You've just written an email that feels perfectly reasonable to you. Maybe you're asking for a status update, pointing out a missed deadline, or clarifying something that should have been obvious. But then you pause. Something about the phrasing feels... off. You reread it and suddenly see it: 'as per my last email,' 'just circling back,' 'per our conversation.' Your stomach drops. Does this sound passive-aggressive? Are you about to damage a relationship you actually care about?
Why We Accidentally Sound Passive-Aggressive
The truth is, most passive-aggressive emails aren't written by people trying to be difficult. They're written by people who are frustrated, rushed, or just trying to sound professional. The problem is that text strips away all the nonverbal cues we rely on in conversation — tone of voice, facial expressions, body language. What feels like neutral professionalism to you can sound cold or condescending to someone else.
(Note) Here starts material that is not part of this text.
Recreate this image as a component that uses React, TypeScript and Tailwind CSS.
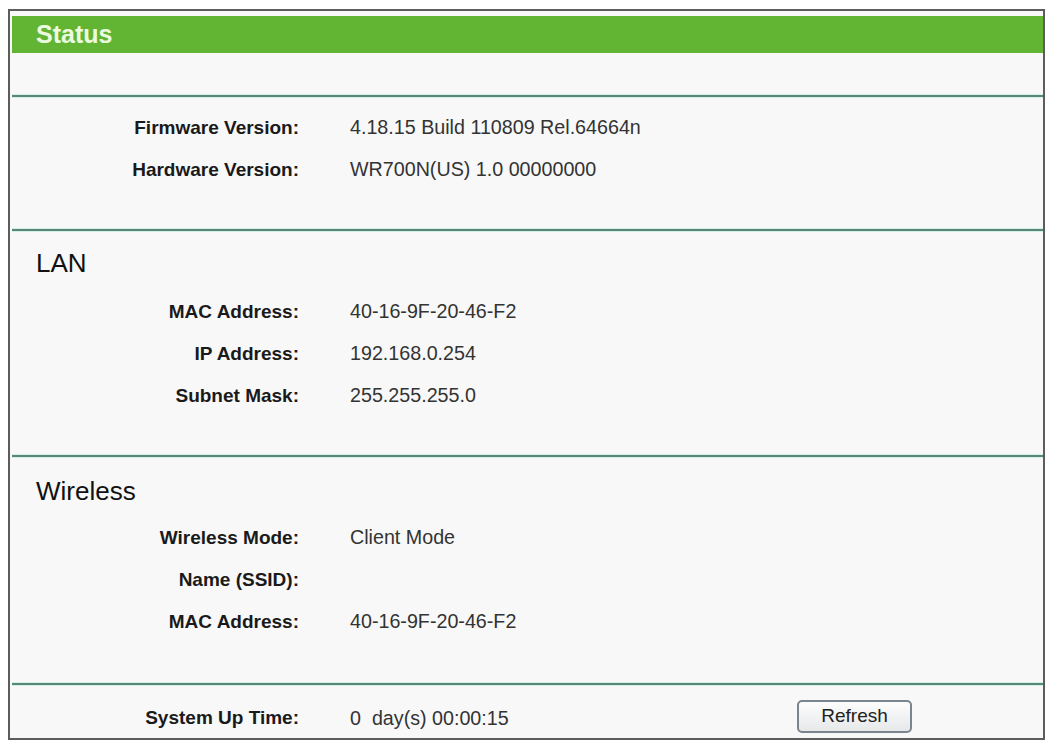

Email and text also make it easy to default to phrases that sound polite on the surface but carry an edge underneath. 'Just following up' can sound like 'you're ignoring me.' 'Per my previous email' can sound like 'are you even reading this?' The same words that feel efficient to you might feel dismissive to your recipient.
The Three-Second Check That Saves Relationships
Before you hit send on anything that matters, try this quick scan. Read your message out loud in what you think is your most neutral, professional tone. Now read it again, but this time imagine the recipient is already having a bad day. Does it still sound okay? Next, swap roles in your head — if you received this message from someone you respect, how would it land?
Pay special attention to phrases that seem to carry hidden meaning. 'As discussed' can imply 'you should have remembered this.' 'Friendly reminder' can feel like 'I'm pretending to be nice while actually annoyed.' 'Just wanted to check' can sound like 'I don't trust you to follow through.' These aren't inherently wrong, but they're easy to misread when someone's already stressed.
What Actually Works Instead
The fix isn't about being fake or overly cheerful. It's about being clear without the edge. Instead of 'per my last email,' try 'I want to make sure we're aligned on this point.' Instead of 'just following up,' try 'I wanted to see if you need any additional information from me.' Instead of 'as discussed,' try 'building on our conversation about X.'
The goal is to remove the implication that the other person has failed in some way. You're not infantilizing them or being fake — you're simply choosing words that don't carry an accusation they have to defend against. This isn't about being soft; it's about being effective. People actually respond better and faster when they don't feel criticized.
When You're the Recipient of a Passive-Aggressive Message
Sometimes the problem isn't what you're sending but what you're receiving. You get an email that feels loaded, and now you're spiraling about what it means. Before you fire back an equally charged response, pause. The person who wrote it might not even realize how it landed. They might be dealing with their own stress, deadlines, or communication blind spots.
If you need to respond, try acknowledging the substance without matching the tone. 'Thanks for the update — I'll get that information to you by end of day' works better than 'Wow, the tone here is really unnecessary.' If the relationship matters, a quick call or in-person conversation often clears up what text cannot. Sometimes the kindest thing you can do is not escalate.
Building Better Communication Habits
The goal isn't to become a different person when you write emails. It's to develop awareness of how your words might land and make small adjustments that prevent unnecessary friction. This becomes easier with practice. You'll start to notice patterns in your own writing — phrases you lean on when frustrated, constructions that sound harsher than intended.
Over time, you'll develop a more direct but less defensive way of communicating. You'll still be clear about expectations and boundaries, but you won't be creating extra work for yourself by having to repair relationships after every difficult conversation. The people you work with will start to trust your communication because it consistently lands the way you intend.